§ **Description of the task**: Your copy of the material must match it exactly, except that pictures are dropped.

§ **Dataset section**:
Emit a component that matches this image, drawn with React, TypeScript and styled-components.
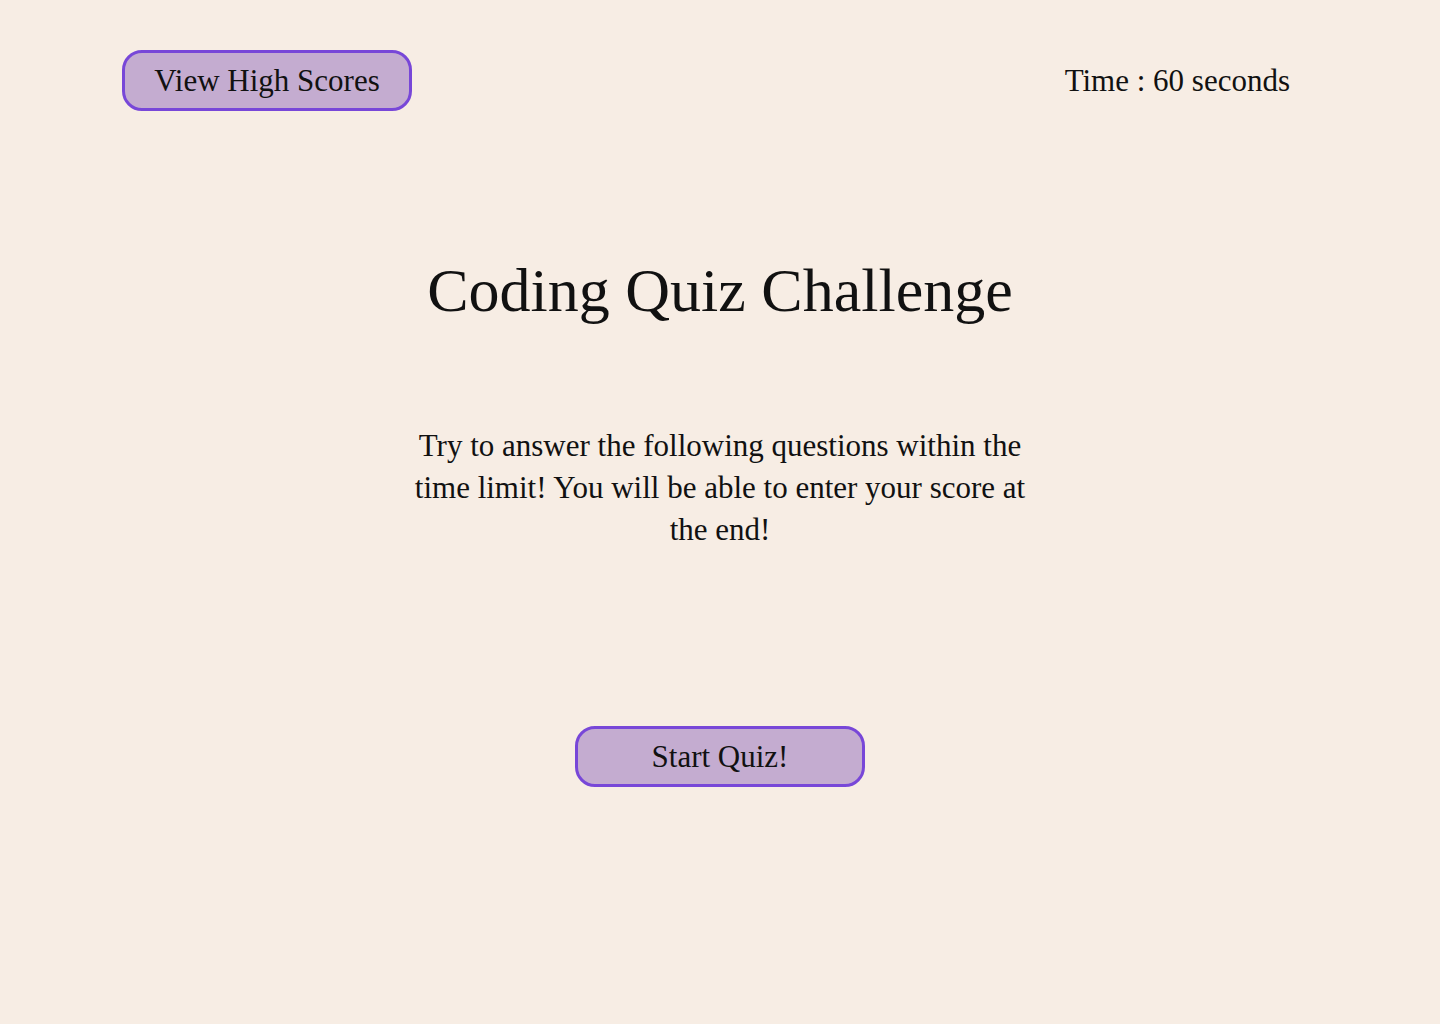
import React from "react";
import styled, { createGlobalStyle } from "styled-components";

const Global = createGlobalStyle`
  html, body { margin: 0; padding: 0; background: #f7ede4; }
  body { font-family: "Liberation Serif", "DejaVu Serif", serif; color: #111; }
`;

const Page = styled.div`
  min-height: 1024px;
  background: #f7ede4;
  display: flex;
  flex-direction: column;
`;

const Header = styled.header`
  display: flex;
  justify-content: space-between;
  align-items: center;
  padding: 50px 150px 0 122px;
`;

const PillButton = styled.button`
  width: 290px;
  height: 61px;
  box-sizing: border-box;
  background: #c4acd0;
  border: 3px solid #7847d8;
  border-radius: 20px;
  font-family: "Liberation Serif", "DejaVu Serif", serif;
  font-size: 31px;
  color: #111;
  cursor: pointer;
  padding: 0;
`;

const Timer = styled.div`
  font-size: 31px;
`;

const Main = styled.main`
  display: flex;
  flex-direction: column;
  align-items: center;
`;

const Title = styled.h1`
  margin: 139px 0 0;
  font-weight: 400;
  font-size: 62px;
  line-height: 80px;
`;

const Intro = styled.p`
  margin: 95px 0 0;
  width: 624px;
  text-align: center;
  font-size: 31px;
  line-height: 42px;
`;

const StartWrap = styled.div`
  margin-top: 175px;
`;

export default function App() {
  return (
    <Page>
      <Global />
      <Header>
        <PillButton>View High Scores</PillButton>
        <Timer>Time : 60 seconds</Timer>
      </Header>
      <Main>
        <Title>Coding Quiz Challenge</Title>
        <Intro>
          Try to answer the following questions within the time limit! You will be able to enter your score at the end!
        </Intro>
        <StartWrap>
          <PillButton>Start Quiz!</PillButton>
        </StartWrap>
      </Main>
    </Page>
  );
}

§ **Solution for this problem**:
Emit a component that matches this image, drawn with React, TypeScript and styled-components.
import React from "react";
import styled, { createGlobalStyle } from "styled-components";

const Global = createGlobalStyle`
  html, body { margin: 0; padding: 0; background: #f7ede4; }
  body { font-family: "Liberation Serif", "DejaVu Serif", serif; color: #111; }
`;

const Page = styled.div`
  min-height: 1024px;
  background: #f7ede4;
  display: flex;
  flex-direction: column;
`;

const Header = styled.header`
  display: flex;
  justify-content: space-between;
  align-items: center;
  padding: 50px 150px 0 122px;
`;

const PillButton = styled.button`
  width: 290px;
  height: 61px;
  box-sizing: border-box;
  background: #c4acd0;
  border: 3px solid #7847d8;
  border-radius: 20px;
  font-family: "Liberation Serif", "DejaVu Serif", serif;
  font-size: 31px;
  color: #111;
  cursor: pointer;
  padding: 0;
`;

const Timer = styled.div`
  font-size: 31px;
`;

const Main = styled.main`
  display: flex;
  flex-direction: column;
  align-items: center;
`;

const Title = styled.h1`
  margin: 139px 0 0;
  font-weight: 400;
  font-size: 62px;
  line-height: 80px;
`;

const Intro = styled.p`
  margin: 95px 0 0;
  width: 624px;
  text-align: center;
  font-size: 31px;
  line-height: 42px;
`;

const StartWrap = styled.div`
  margin-top: 175px;
`;

export default function App() {
  return (
    <Page>
      <Global />
      <Header>
        <PillButton>View High Scores</PillButton>
        <Timer>Time : 60 seconds</Timer>
      </Header>
      <Main>
        <Title>Coding Quiz Challenge</Title>
        <Intro>
          Try to answer the following questions within the time limit! You will be able to enter your score at the end!
        </Intro>
        <StartWrap>
          <PillButton>Start Quiz!</PillButton>
        </StartWrap>
      </Main>
    </Page>
  );
}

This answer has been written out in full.